§ **Written request**
Wherever the string "component" appears in a line, extract that line.
====== Given data
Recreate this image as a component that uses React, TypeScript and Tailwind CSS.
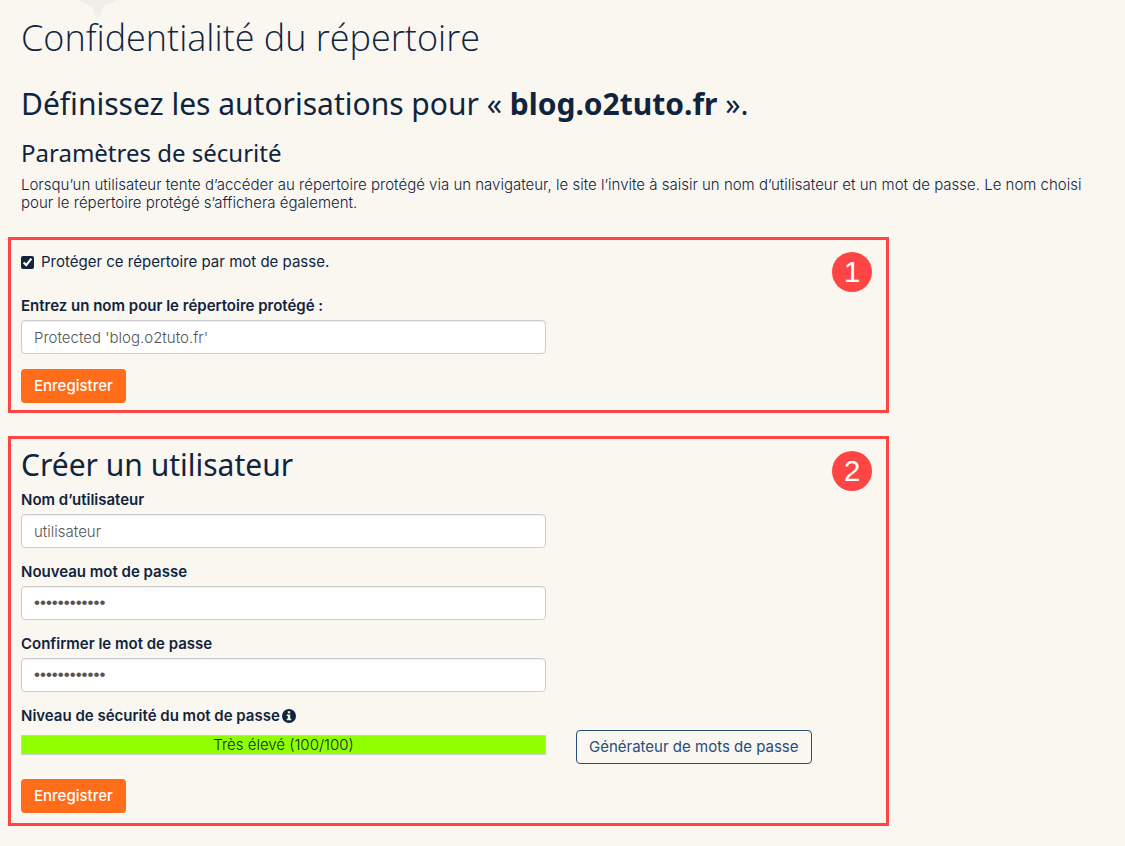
============
====== Given data
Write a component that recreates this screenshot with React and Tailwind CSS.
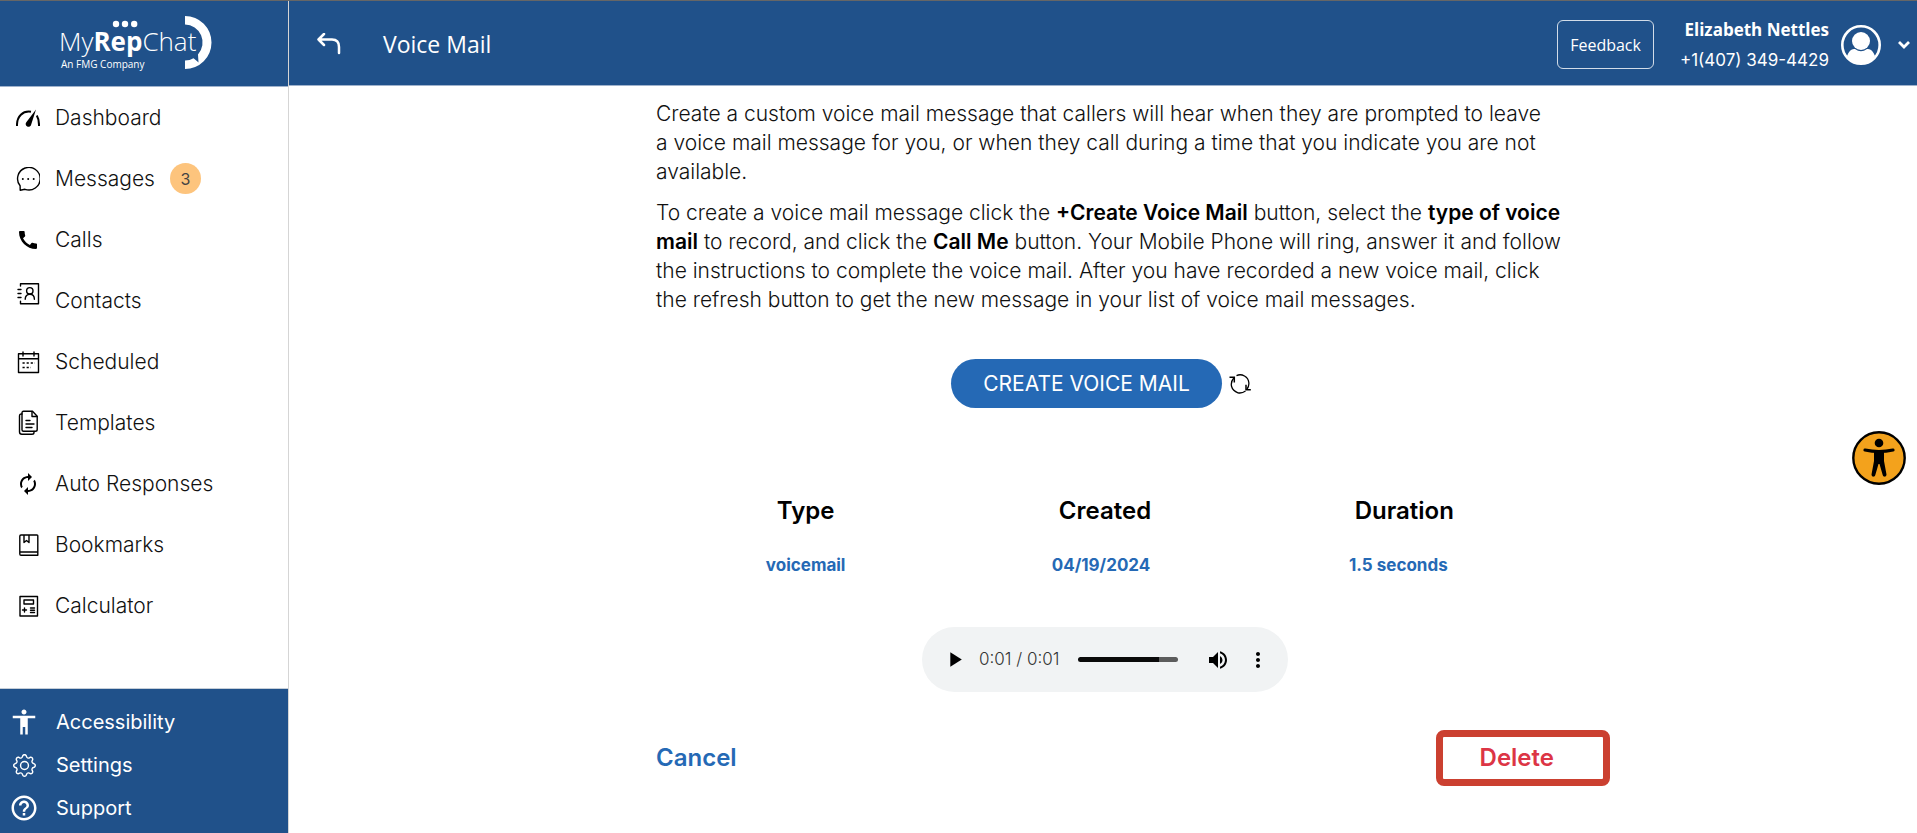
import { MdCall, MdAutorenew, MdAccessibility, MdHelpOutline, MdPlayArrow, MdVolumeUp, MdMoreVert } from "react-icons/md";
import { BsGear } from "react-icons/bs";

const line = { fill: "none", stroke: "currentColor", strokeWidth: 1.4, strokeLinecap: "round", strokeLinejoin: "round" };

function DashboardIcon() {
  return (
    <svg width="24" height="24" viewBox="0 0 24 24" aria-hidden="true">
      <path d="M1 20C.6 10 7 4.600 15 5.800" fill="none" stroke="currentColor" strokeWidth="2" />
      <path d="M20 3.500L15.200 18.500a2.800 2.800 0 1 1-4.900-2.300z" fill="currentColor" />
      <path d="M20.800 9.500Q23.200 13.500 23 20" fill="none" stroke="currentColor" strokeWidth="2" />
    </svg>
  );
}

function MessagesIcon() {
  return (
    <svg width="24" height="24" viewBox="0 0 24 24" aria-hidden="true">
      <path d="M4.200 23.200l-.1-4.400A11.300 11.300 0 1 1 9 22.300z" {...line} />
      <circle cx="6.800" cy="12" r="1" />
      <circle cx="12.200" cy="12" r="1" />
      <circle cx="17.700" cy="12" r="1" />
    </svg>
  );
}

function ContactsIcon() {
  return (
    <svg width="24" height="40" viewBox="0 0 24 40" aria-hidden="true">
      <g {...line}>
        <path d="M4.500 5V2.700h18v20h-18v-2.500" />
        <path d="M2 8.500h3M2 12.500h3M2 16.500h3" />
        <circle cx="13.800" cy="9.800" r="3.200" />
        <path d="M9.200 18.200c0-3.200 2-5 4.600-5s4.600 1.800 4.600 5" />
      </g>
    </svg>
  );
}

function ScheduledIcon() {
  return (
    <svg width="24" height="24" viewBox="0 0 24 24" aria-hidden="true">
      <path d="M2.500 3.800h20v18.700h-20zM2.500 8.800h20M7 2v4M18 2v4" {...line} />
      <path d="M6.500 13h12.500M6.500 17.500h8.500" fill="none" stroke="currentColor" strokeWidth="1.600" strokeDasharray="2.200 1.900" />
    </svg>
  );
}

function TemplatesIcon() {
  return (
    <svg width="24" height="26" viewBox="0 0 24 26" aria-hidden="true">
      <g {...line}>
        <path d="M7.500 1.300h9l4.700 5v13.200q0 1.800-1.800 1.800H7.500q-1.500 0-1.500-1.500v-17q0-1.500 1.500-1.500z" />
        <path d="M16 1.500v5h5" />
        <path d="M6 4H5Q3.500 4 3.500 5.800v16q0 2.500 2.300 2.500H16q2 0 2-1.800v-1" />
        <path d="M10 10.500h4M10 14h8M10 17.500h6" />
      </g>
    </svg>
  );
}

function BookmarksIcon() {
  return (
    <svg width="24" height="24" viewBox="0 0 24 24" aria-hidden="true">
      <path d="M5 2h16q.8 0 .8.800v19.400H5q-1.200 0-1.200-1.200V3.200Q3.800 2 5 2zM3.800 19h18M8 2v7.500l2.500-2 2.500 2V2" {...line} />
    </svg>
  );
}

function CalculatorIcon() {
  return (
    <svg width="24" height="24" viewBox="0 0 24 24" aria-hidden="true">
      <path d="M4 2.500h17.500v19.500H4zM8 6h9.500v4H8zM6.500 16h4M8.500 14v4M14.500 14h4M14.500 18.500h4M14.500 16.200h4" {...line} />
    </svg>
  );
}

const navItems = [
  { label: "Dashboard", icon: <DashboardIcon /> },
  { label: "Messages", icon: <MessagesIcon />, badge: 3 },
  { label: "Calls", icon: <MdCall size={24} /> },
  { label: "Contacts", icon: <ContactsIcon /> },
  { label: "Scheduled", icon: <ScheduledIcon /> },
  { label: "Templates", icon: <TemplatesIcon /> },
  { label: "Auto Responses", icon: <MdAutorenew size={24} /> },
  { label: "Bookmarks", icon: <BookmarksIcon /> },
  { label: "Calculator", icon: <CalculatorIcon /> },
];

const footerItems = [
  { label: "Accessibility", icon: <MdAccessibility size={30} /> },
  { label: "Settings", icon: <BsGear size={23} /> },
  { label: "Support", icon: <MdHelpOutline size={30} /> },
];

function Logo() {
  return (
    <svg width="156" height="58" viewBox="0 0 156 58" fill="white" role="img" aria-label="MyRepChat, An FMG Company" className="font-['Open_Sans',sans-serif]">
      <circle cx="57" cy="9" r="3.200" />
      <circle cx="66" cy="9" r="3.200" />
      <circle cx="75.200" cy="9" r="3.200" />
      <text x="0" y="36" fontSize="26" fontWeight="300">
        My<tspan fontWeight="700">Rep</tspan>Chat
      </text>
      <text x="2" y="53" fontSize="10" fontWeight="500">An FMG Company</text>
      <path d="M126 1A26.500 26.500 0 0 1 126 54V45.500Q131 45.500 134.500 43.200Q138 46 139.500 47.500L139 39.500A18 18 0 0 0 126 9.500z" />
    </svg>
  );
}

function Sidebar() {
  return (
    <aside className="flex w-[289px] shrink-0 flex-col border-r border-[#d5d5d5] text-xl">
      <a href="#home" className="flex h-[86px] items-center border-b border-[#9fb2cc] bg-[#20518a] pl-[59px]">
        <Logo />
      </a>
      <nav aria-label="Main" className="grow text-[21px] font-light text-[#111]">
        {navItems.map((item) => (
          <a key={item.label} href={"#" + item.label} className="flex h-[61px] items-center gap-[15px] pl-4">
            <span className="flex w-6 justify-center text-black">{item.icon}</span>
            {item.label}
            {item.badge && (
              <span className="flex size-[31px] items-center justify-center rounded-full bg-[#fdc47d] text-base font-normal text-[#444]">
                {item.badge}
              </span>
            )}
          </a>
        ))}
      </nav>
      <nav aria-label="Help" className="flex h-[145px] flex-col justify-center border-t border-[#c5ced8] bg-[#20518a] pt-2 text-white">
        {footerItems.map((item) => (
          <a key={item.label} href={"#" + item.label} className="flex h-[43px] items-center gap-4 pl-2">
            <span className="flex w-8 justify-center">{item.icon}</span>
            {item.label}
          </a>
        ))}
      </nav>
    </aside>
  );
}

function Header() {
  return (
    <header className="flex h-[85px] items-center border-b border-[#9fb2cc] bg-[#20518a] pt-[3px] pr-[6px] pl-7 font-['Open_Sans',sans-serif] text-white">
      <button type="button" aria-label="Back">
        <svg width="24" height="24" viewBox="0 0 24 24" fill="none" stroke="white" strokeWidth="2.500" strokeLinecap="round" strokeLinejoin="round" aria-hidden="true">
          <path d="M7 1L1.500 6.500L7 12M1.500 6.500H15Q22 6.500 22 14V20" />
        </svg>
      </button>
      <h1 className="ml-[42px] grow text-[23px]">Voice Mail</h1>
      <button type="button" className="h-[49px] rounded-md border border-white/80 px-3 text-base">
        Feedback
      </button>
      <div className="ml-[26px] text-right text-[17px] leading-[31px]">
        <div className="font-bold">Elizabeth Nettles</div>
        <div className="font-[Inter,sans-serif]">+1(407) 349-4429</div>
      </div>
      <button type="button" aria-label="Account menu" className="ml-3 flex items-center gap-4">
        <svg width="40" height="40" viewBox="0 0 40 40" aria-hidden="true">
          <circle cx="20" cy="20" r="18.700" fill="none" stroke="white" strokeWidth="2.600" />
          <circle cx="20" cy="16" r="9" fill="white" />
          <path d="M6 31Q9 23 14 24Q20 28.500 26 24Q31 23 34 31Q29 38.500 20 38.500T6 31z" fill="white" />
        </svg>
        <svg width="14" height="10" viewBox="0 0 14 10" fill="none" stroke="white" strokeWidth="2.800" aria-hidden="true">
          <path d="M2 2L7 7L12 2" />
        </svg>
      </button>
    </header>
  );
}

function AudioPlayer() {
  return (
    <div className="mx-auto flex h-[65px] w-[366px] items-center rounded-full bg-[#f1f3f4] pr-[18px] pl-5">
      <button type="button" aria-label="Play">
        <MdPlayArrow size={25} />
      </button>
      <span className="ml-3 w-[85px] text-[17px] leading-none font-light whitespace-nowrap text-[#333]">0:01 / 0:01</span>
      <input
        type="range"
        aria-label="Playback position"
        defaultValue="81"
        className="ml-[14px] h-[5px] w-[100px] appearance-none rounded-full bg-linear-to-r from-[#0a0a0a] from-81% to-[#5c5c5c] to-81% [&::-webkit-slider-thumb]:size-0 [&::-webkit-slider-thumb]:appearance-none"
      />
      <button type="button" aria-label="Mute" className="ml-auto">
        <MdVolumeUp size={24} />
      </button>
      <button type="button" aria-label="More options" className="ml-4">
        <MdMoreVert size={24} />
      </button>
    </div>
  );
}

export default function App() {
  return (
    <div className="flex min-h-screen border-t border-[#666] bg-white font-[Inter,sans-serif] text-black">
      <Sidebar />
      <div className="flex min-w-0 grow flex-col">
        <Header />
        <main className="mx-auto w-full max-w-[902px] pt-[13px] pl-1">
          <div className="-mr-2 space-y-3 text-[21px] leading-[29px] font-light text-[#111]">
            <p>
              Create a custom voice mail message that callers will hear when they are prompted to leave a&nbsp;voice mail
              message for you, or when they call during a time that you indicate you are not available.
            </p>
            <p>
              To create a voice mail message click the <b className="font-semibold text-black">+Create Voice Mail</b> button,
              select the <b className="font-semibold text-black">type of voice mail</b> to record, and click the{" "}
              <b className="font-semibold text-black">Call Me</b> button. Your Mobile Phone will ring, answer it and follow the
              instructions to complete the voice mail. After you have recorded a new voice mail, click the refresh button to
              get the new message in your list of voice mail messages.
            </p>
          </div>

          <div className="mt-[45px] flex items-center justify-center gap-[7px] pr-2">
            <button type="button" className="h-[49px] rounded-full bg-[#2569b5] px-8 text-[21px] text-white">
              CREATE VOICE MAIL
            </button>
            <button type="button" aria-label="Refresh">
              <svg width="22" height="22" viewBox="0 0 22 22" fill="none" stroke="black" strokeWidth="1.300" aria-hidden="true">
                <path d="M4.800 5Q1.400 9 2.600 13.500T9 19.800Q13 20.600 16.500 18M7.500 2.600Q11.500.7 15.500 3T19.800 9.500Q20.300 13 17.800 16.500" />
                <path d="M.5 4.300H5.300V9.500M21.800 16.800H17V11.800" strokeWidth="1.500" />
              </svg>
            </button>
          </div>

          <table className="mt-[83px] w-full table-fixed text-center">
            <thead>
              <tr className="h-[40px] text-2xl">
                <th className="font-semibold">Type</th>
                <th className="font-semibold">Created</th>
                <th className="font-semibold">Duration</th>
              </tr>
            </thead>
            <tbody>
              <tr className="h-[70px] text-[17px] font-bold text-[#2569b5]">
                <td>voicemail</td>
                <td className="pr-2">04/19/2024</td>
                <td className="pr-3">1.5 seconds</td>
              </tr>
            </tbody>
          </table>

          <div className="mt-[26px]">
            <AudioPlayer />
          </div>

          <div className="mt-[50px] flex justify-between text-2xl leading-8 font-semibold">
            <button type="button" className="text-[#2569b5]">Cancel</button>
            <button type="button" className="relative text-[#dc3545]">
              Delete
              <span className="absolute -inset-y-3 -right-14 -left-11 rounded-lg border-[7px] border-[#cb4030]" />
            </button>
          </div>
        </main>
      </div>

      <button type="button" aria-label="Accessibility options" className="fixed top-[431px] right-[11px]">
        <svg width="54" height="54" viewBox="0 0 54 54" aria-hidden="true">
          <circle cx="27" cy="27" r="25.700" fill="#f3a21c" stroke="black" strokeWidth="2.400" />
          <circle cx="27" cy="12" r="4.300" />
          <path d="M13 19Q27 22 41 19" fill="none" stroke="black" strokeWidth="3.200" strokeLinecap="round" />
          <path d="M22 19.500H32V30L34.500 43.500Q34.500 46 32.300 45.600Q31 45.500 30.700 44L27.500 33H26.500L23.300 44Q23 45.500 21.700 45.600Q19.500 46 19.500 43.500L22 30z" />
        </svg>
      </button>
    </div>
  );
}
============
§ **Correct response**
Recreate this image as a component that uses React, TypeScript and Tailwind CSS.
Write a component that recreates this screenshot with React and Tailwind CSS.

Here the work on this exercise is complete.